← Back to context

Comment by dboreham

2 days ago

I'd vote for filesystem space utilization to be worked on before performance.

The problems are largely related. Cut down the amount of intermediate compilation artifacts by half and you'll have sped up the compiler substantially. Monomorphization and iterator expansion and such is a significant contributor to both issues.

One of the reasons I quit rust is literally because having 4-5 projects checked out that use serde would fill my laptop drive with junk in a few weeks.

Why not both?

If I had to choose though, I would choose compilation speed. Buying an SSD to double my storage is much more cost effective than buying a bulkier processor to halve my compilation times.

  • > Why not both?

    For better and worse, the Rust project is a "show-up-ocracy": the work that gets done is the one that volunteers (or paid employees from a company donating their time to the project) spend time doing. It's hard in open source projects to tell people "this is important and you must work on it", but rather you have to convince people that it is important and have to hope they will have the time, inclination and skill to work on it.

    FWIW, people were working on the cargo cache GC feature years ago[1], but I am not aware of what the current state of that is. I wouldn't be surprised if it wasn't turned on because there are unresolved questions.

    1: https://blog.rust-lang.org/2023/12/11/cargo-cache-cleaning/

Is this not more a Cargo thing? Cargo is obsessed with correct builds and eventually the file system fills up with old artifacts.

(I know, I have to declare Cargo bankruptcy every few weeks and do a full clean & rebuild)

  • A little of both. Incremental compilation cache is likely the single largest item in the target directory but it gets cleaned up on each invocation so it doesn't scale in size with time.

    I believe the next release will have a cache GC but only for global caches (e.g. `.crate` files). I'd like us to at least cleanup the layout of the target directory so its easier to track stuff before GCing it. Work is underway for this. A cheap GC we could add earlier is for artifacts specific to older cargo versions.

  • Correct builds != never running garbage cleanup. I would settle for it evicting older variants of a build (I also dislike the random hash that’s impossible to determine what specifically is different between two hashes / which one is newer).

Not that this isn't a problem, it is, target folders currently take up ~100gb on my machine but...

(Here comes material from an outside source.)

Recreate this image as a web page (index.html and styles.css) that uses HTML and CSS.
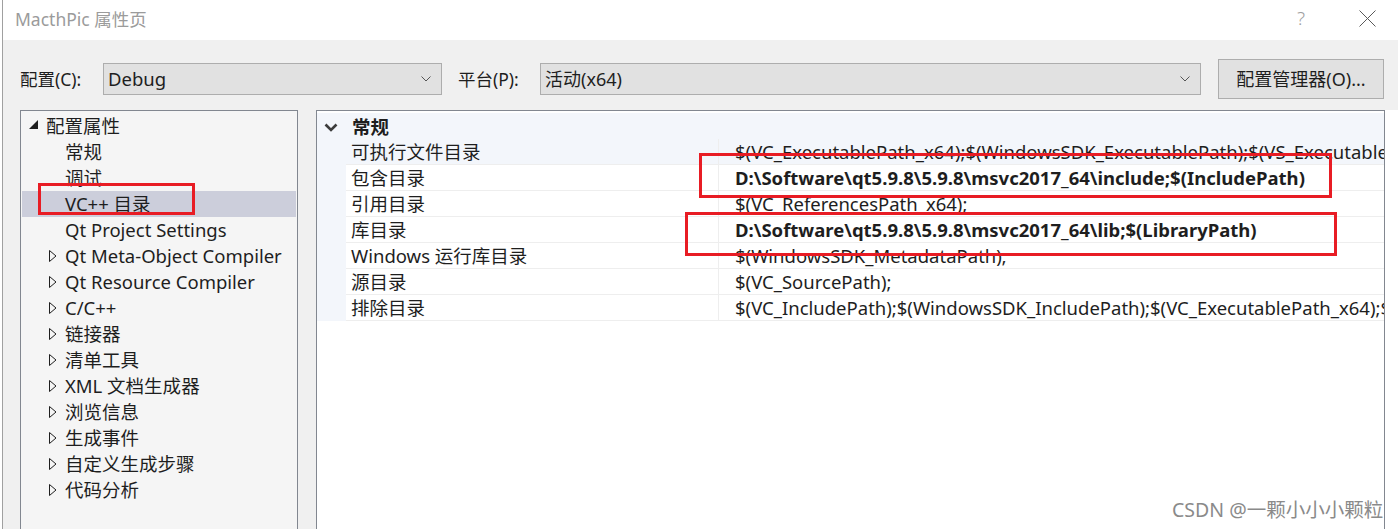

I'd still, by far, prefer a tiny incremental compile speed increase over a substantial storage reduction. I can get a bigger SSD, I can't get my time back :'(

This is one of the only reasons I disliked Haskell. GHC and lib files can easily take over 2GB of storage.

What’s stopping cargo from storing libraries in one global directory(via hash or whatever), to be re-used whenever needed?

  • That work is being tracked in https://github.com/rust-lang/cargo/issues/5931

    Someone has taken up the work on this though there are some foundational steps first.

    1. We need to delineate intermediate and final build artifacts so people have a clearer understanding in `target/` what has stability guarantees (implemented, awaiting stabilization).

    2. We then need to re-organize the target directory from being organized by file type to being organized by crate instance.

    3. We need to re-do the file locking for `target/` so when we share things, one cargo process won't lock out your entire system

    4. We can then start exploring moving intermediate artifacts into a central location.

    There are some caveats to this initial implementation

    - To avoid cache poisoning, this will only items with immutable source that and an idempotent build, leaving out your local source and stuff that depends on build scripts and proc-macros. There is work to reduce the reliance on build scripts and proc-macros. We may also need a "trust me, this is idempotent" flag for some remaining cases.

    - A new instance of a crate will be created in the cache if any dependency changes versions, reducing reuse. This becomes worse when foundation crates release frequently and when adding or updating a specific dependency, Cargo prefers to keep all existing versions, creating a very unpredictable dependency tree. Support for remote caches, especially if you can use your project's CI as a cache source, would help a lot with this.

Performance has been worked on since Rust 1.0 or so, for all this time, there has been lots of work on compiler performance. There's no "before performance" :)

  • There are multiple avenues to improve both first and incremental compiles. They "just" require large architectural changes that may yield marginal improvements, so it's hard to get those projects off the ground. But after the last project all-hands I do expect at least one of these to be pursued, of not more.

    There are cases where cargo recompiles crates "unnecessarily", cargo+rustc could invert the compilation pyramid to start at the root and then only compile reachable items (similar effect to LTO, but can produce a binary if an item with a compile error isn't evaluated, improving clean compiles), having better communication with linkers and having access to incremental linking would be a boon for incremental compiles, etc.